What to do:
The data below should be restated word for word, with every picture omitted.

Data:
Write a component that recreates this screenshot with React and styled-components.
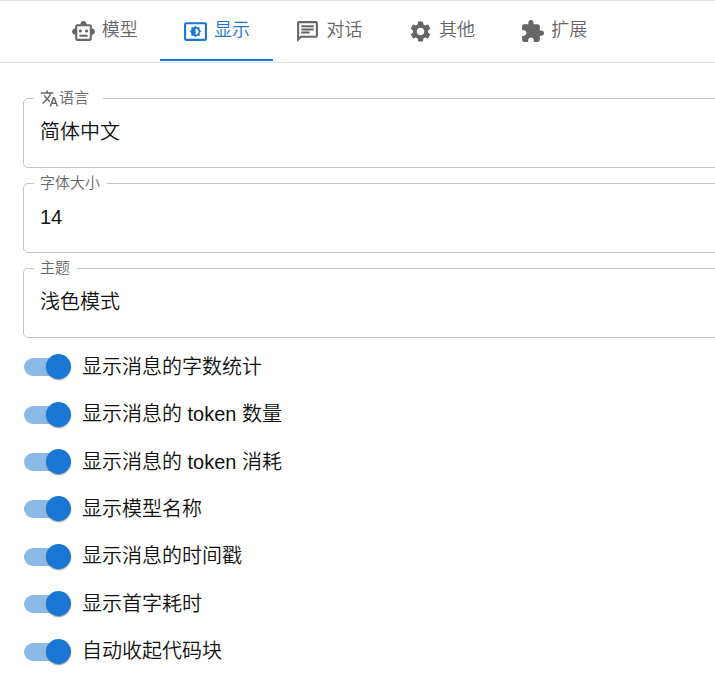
import React, { useState } from "react";
import styled, { createGlobalStyle } from "styled-components";
import {
  MdOutlineSmartToy,
  MdOutlineSettingsBrightness,
  MdOutlineChat,
  MdSettings,
  MdExtension,
  MdTranslate,
} from "react-icons/md";

const GlobalStyle = createGlobalStyle`
  *, *::before, *::after { box-sizing: border-box; }
  body {
    margin: 0;
    background: #fff;
    color: #111;
    font-family: "Liberation Sans", "Noto Sans CJK SC", sans-serif;
    font-weight: 350;
  }
`;

const Page = styled.main`
  overflow: hidden;
`;

const Header = styled.header`
  padding: 0 48px 1px;
  border-top: 1px solid #e0e0e0;
  border-bottom: 1px solid #e0e0e0;
`;

const TabList = styled.div`
  display: grid;
  grid-template-columns: repeat(5, 1fr);
  max-width: 562px;
`;

const Tab = styled.button`
  display: flex;
  align-items: center;
  justify-content: center;
  gap: 6px;
  height: 60px;
  padding: 0;
  border: 0;
  background: none;
  box-shadow: ${(p) => (p.$active ? "inset 0 -2px #1976d2" : "none")};
  color: ${(p) => (p.$active ? "#1976d2" : "#666")};
  font: inherit;
  font-size: 18px;
  line-height: 24px;
  white-space: nowrap;
  cursor: pointer;

  svg {
    flex: none;
    width: 25px;
    height: 25px;
  }
`;

const TabText = styled.span`
  padding-bottom: 2px;
`;

const Panel = styled.form`
  padding: 25px 0 0 23px;
`;

const Fields = styled.div`
  display: grid;
  width: 110%;
`;

const Field = styled.fieldset`
  min-width: 0;
  height: 80px;
  margin: 0 0 5px;
  padding: 0;
  border: 1px solid #c4c4c4;
  border-radius: 5px;
`;

const Legend = styled.legend`
  height: 20px;
  margin-left: 10px;
  padding: 0 ${(p) => (p.$wide ? 14 : 7)}px 0 6px;
  color: #666;
  font-size: 15px;
  line-height: 20px;
`;

const FieldLabel = styled.label`
  display: flex;
  align-items: center;

  svg {
    width: 19px;
    height: 19px;
  }
`;

const Select = styled.select`
  display: block;
  width: 100%;
  height: 48px;
  padding: 0 16px;
  border: 0;
  background: none;
  appearance: none;
  color: inherit;
  font: inherit;
  font-size: 20px;
`;

const SwitchList = styled.div`
  display: grid;
  grid-auto-rows: 1fr;
  height: 332px;
`;

const SwitchRow = styled.label`
  display: flex;
  align-items: center;
  gap: 11px;
  padding-left: 1px;
  font-size: 20px;
  line-height: 30px;
  cursor: pointer;
`;

const Switch = styled.input`
  position: relative;
  flex: none;
  width: 47px;
  height: 25px;
  margin: 0;
  appearance: none;
  cursor: pointer;

  &::before {
    content: "";
    position: absolute;
    top: 4px;
    left: 0;
    width: 43px;
    height: 18px;
    border-radius: 9px;
    background: #9e9e9e;
  }

  &::after {
    content: "";
    position: absolute;
    top: 0;
    left: 0;
    width: 25px;
    height: 25px;
    border-radius: 50%;
    background: #fff;
    box-shadow: 0 2px 1px -1px rgba(0, 0, 0, 0.2), 0 1px 1px rgba(0, 0, 0, 0.14),
      0 1px 3px rgba(0, 0, 0, 0.12);
  }

  &:checked::before {
    background: #8cbae8;
  }

  &:checked::after {
    left: 22px;
    background: #1976d2;
  }
`;

const tabs = [
  { label: "模型", Icon: MdOutlineSmartToy },
  { label: "显示", Icon: MdOutlineSettingsBrightness },
  { label: "对话", Icon: MdOutlineChat },
  { label: "其他", Icon: MdSettings },
  { label: "扩展", Icon: MdExtension },
];

const fields = [
  { id: "language", label: "语言", value: "简体中文", Icon: MdTranslate },
  { id: "font-size", label: "字体大小", value: "14" },
  { id: "theme", label: "主题", value: "浅色模式" },
];

const switches = [
  "显示消息的字数统计",
  "显示消息的 token 数量",
  "显示消息的 token 消耗",
  "显示模型名称",
  "显示消息的时间戳",
  "显示首字耗时",
  "自动收起代码块",
];

export default function App() {
  const [active, setActive] = useState("显示");

  return (
    <Page lang="zh-CN">
      <GlobalStyle />
      <Header>
        <TabList role="tablist">
          {tabs.map(({ label, Icon }) => (
            <Tab
              key={label}
              type="button"
              role="tab"
              aria-selected={label === active}
              $active={label === active}
              onClick={() => setActive(label)}
            >
              <Icon aria-hidden="true" />
              <TabText>{label}</TabText>
            </Tab>
          ))}
        </TabList>
      </Header>
      <Panel>
        <Fields>
          {fields.map(({ id, label, value, Icon }) => (
            <Field key={id}>
              <Legend $wide={Boolean(Icon)}>
                <FieldLabel htmlFor={id}>
                  {Icon && <Icon aria-hidden="true" />}
                  {label}
                </FieldLabel>
              </Legend>
              <Select id={id} defaultValue={value}>
                <option>{value}</option>
              </Select>
            </Field>
          ))}
        </Fields>
        <SwitchList>
          {switches.map((label) => (
            <SwitchRow key={label}>
              <Switch type="checkbox" role="switch" defaultChecked />
              {label}
            </SwitchRow>
          ))}
        </SwitchList>
      </Panel>
    </Page>
  );
}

Result of this exercise:
Write a component that recreates this screenshot with React and styled-components.
import React, { useState } from "react";
import styled, { createGlobalStyle } from "styled-components";
import {
  MdOutlineSmartToy,
  MdOutlineSettingsBrightness,
  MdOutlineChat,
  MdSettings,
  MdExtension,
  MdTranslate,
} from "react-icons/md";

const GlobalStyle = createGlobalStyle`
  *, *::before, *::after { box-sizing: border-box; }
  body {
    margin: 0;
    background: #fff;
    color: #111;
    font-family: "Liberation Sans", "Noto Sans CJK SC", sans-serif;
    font-weight: 350;
  }
`;

const Page = styled.main`
  overflow: hidden;
`;

const Header = styled.header`
  padding: 0 48px 1px;
  border-top: 1px solid #e0e0e0;
  border-bottom: 1px solid #e0e0e0;
`;

const TabList = styled.div`
  display: grid;
  grid-template-columns: repeat(5, 1fr);
  max-width: 562px;
`;

const Tab = styled.button`
  display: flex;
  align-items: center;
  justify-content: center;
  gap: 6px;
  height: 60px;
  padding: 0;
  border: 0;
  background: none;
  box-shadow: ${(p) => (p.$active ? "inset 0 -2px #1976d2" : "none")};
  color: ${(p) => (p.$active ? "#1976d2" : "#666")};
  font: inherit;
  font-size: 18px;
  line-height: 24px;
  white-space: nowrap;
  cursor: pointer;

  svg {
    flex: none;
    width: 25px;
    height: 25px;
  }
`;

const TabText = styled.span`
  padding-bottom: 2px;
`;

const Panel = styled.form`
  padding: 25px 0 0 23px;
`;

const Fields = styled.div`
  display: grid;
  width: 110%;
`;

const Field = styled.fieldset`
  min-width: 0;
  height: 80px;
  margin: 0 0 5px;
  padding: 0;
  border: 1px solid #c4c4c4;
  border-radius: 5px;
`;

const Legend = styled.legend`
  height: 20px;
  margin-left: 10px;
  padding: 0 ${(p) => (p.$wide ? 14 : 7)}px 0 6px;
  color: #666;
  font-size: 15px;
  line-height: 20px;
`;

const FieldLabel = styled.label`
  display: flex;
  align-items: center;

  svg {
    width: 19px;
    height: 19px;
  }
`;

const Select = styled.select`
  display: block;
  width: 100%;
  height: 48px;
  padding: 0 16px;
  border: 0;
  background: none;
  appearance: none;
  color: inherit;
  font: inherit;
  font-size: 20px;
`;

const SwitchList = styled.div`
  display: grid;
  grid-auto-rows: 1fr;
  height: 332px;
`;

const SwitchRow = styled.label`
  display: flex;
  align-items: center;
  gap: 11px;
  padding-left: 1px;
  font-size: 20px;
  line-height: 30px;
  cursor: pointer;
`;

const Switch = styled.input`
  position: relative;
  flex: none;
  width: 47px;
  height: 25px;
  margin: 0;
  appearance: none;
  cursor: pointer;

  &::before {
    content: "";
    position: absolute;
    top: 4px;
    left: 0;
    width: 43px;
    height: 18px;
    border-radius: 9px;
    background: #9e9e9e;
  }

  &::after {
    content: "";
    position: absolute;
    top: 0;
    left: 0;
    width: 25px;
    height: 25px;
    border-radius: 50%;
    background: #fff;
    box-shadow: 0 2px 1px -1px rgba(0, 0, 0, 0.2), 0 1px 1px rgba(0, 0, 0, 0.14),
      0 1px 3px rgba(0, 0, 0, 0.12);
  }

  &:checked::before {
    background: #8cbae8;
  }

  &:checked::after {
    left: 22px;
    background: #1976d2;
  }
`;

const tabs = [
  { label: "模型", Icon: MdOutlineSmartToy },
  { label: "显示", Icon: MdOutlineSettingsBrightness },
  { label: "对话", Icon: MdOutlineChat },
  { label: "其他", Icon: MdSettings },
  { label: "扩展", Icon: MdExtension },
];

const fields = [
  { id: "language", label: "语言", value: "简体中文", Icon: MdTranslate },
  { id: "font-size", label: "字体大小", value: "14" },
  { id: "theme", label: "主题", value: "浅色模式" },
];

const switches = [
  "显示消息的字数统计",
  "显示消息的 token 数量",
  "显示消息的 token 消耗",
  "显示模型名称",
  "显示消息的时间戳",
  "显示首字耗时",
  "自动收起代码块",
];

export default function App() {
  const [active, setActive] = useState("显示");

  return (
    <Page lang="zh-CN">
      <GlobalStyle />
      <Header>
        <TabList role="tablist">
          {tabs.map(({ label, Icon }) => (
            <Tab
              key={label}
              type="button"
              role="tab"
              aria-selected={label === active}
              $active={label === active}
              onClick={() => setActive(label)}
            >
              <Icon aria-hidden="true" />
              <TabText>{label}</TabText>
            </Tab>
          ))}
        </TabList>
      </Header>
      <Panel>
        <Fields>
          {fields.map(({ id, label, value, Icon }) => (
            <Field key={id}>
              <Legend $wide={Boolean(Icon)}>
                <FieldLabel htmlFor={id}>
                  {Icon && <Icon aria-hidden="true" />}
                  {label}
                </FieldLabel>
              </Legend>
              <Select id={id} defaultValue={value}>
                <option>{value}</option>
              </Select>
            </Field>
          ))}
        </Fields>
        <SwitchList>
          {switches.map((label) => (
            <SwitchRow key={label}>
              <Switch type="checkbox" role="switch" defaultChecked />
              {label}
            </SwitchRow>
          ))}
        </SwitchList>
      </Panel>
    </Page>
  );
}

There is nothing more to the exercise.